▸ **Work to be completed**: Copy out the listing in full, exactly as written, but not its pictures.
####
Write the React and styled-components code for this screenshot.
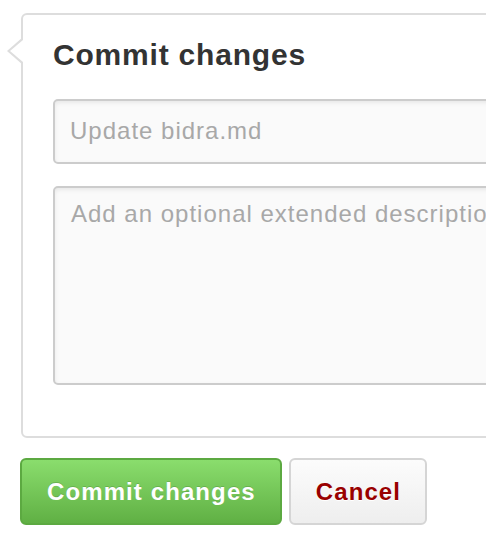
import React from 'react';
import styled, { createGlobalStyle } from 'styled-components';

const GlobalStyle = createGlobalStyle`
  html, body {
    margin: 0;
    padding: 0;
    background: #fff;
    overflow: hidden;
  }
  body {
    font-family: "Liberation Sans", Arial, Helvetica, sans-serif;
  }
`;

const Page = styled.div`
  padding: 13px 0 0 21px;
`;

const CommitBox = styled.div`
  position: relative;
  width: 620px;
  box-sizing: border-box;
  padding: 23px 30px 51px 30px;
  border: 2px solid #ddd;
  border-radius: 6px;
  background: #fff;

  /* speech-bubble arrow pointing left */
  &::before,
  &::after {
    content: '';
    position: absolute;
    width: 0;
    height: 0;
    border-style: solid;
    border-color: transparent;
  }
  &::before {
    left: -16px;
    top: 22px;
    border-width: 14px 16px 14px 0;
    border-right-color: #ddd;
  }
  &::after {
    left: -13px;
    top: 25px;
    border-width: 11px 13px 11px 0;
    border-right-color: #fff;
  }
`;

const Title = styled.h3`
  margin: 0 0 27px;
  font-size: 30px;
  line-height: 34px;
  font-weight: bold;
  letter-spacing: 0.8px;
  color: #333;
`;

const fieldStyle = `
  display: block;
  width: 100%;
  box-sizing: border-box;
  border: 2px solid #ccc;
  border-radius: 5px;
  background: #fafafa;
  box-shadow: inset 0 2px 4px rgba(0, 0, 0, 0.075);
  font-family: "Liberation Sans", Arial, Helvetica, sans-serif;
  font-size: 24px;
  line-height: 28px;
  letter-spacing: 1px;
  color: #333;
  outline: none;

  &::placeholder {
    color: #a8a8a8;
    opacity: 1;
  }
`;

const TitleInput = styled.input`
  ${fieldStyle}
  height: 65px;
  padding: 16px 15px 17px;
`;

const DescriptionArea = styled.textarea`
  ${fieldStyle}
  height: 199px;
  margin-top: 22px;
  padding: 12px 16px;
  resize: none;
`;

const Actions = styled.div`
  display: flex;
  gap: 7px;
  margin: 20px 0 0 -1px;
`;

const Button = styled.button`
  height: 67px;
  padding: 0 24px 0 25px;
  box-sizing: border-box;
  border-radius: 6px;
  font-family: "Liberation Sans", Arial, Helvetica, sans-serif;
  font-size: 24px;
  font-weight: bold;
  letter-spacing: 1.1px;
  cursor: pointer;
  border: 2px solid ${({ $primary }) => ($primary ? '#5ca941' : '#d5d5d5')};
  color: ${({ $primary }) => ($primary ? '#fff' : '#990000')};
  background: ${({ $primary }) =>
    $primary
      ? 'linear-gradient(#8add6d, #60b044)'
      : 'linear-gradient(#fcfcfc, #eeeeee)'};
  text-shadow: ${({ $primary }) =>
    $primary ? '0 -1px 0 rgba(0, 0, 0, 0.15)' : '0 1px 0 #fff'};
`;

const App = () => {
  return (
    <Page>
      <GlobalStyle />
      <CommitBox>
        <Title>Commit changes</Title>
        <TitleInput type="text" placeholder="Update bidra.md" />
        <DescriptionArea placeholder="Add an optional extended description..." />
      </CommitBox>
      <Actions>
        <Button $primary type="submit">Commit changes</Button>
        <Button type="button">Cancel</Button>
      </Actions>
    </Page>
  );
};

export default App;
####
▸ **Task output**:
Write the React and styled-components code for this screenshot.
import React from 'react';
import styled, { createGlobalStyle } from 'styled-components';

const GlobalStyle = createGlobalStyle`
  html, body {
    margin: 0;
    padding: 0;
    background: #fff;
    overflow: hidden;
  }
  body {
    font-family: "Liberation Sans", Arial, Helvetica, sans-serif;
  }
`;

const Page = styled.div`
  padding: 13px 0 0 21px;
`;

const CommitBox = styled.div`
  position: relative;
  width: 620px;
  box-sizing: border-box;
  padding: 23px 30px 51px 30px;
  border: 2px solid #ddd;
  border-radius: 6px;
  background: #fff;

  /* speech-bubble arrow pointing left */
  &::before,
  &::after {
    content: '';
    position: absolute;
    width: 0;
    height: 0;
    border-style: solid;
    border-color: transparent;
  }
  &::before {
    left: -16px;
    top: 22px;
    border-width: 14px 16px 14px 0;
    border-right-color: #ddd;
  }
  &::after {
    left: -13px;
    top: 25px;
    border-width: 11px 13px 11px 0;
    border-right-color: #fff;
  }
`;

const Title = styled.h3`
  margin: 0 0 27px;
  font-size: 30px;
  line-height: 34px;
  font-weight: bold;
  letter-spacing: 0.8px;
  color: #333;
`;

const fieldStyle = `
  display: block;
  width: 100%;
  box-sizing: border-box;
  border: 2px solid #ccc;
  border-radius: 5px;
  background: #fafafa;
  box-shadow: inset 0 2px 4px rgba(0, 0, 0, 0.075);
  font-family: "Liberation Sans", Arial, Helvetica, sans-serif;
  font-size: 24px;
  line-height: 28px;
  letter-spacing: 1px;
  color: #333;
  outline: none;

  &::placeholder {
    color: #a8a8a8;
    opacity: 1;
  }
`;

const TitleInput = styled.input`
  ${fieldStyle}
  height: 65px;
  padding: 16px 15px 17px;
`;

const DescriptionArea = styled.textarea`
  ${fieldStyle}
  height: 199px;
  margin-top: 22px;
  padding: 12px 16px;
  resize: none;
`;

const Actions = styled.div`
  display: flex;
  gap: 7px;
  margin: 20px 0 0 -1px;
`;

const Button = styled.button`
  height: 67px;
  padding: 0 24px 0 25px;
  box-sizing: border-box;
  border-radius: 6px;
  font-family: "Liberation Sans", Arial, Helvetica, sans-serif;
  font-size: 24px;
  font-weight: bold;
  letter-spacing: 1.1px;
  cursor: pointer;
  border: 2px solid ${({ $primary }) => ($primary ? '#5ca941' : '#d5d5d5')};
  color: ${({ $primary }) => ($primary ? '#fff' : '#990000')};
  background: ${({ $primary }) =>
    $primary
      ? 'linear-gradient(#8add6d, #60b044)'
      : 'linear-gradient(#fcfcfc, #eeeeee)'};
  text-shadow: ${({ $primary }) =>
    $primary ? '0 -1px 0 rgba(0, 0, 0, 0.15)' : '0 1px 0 #fff'};
`;

const App = () => {
  return (
    <Page>
      <GlobalStyle />
      <CommitBox>
        <Title>Commit changes</Title>
        <TitleInput type="text" placeholder="Update bidra.md" />
        <DescriptionArea placeholder="Add an optional extended description..." />
      </CommitBox>
      <Actions>
        <Button $primary type="submit">Commit changes</Button>
        <Button type="button">Cancel</Button>
      </Actions>
    </Page>
  );
};

export default App;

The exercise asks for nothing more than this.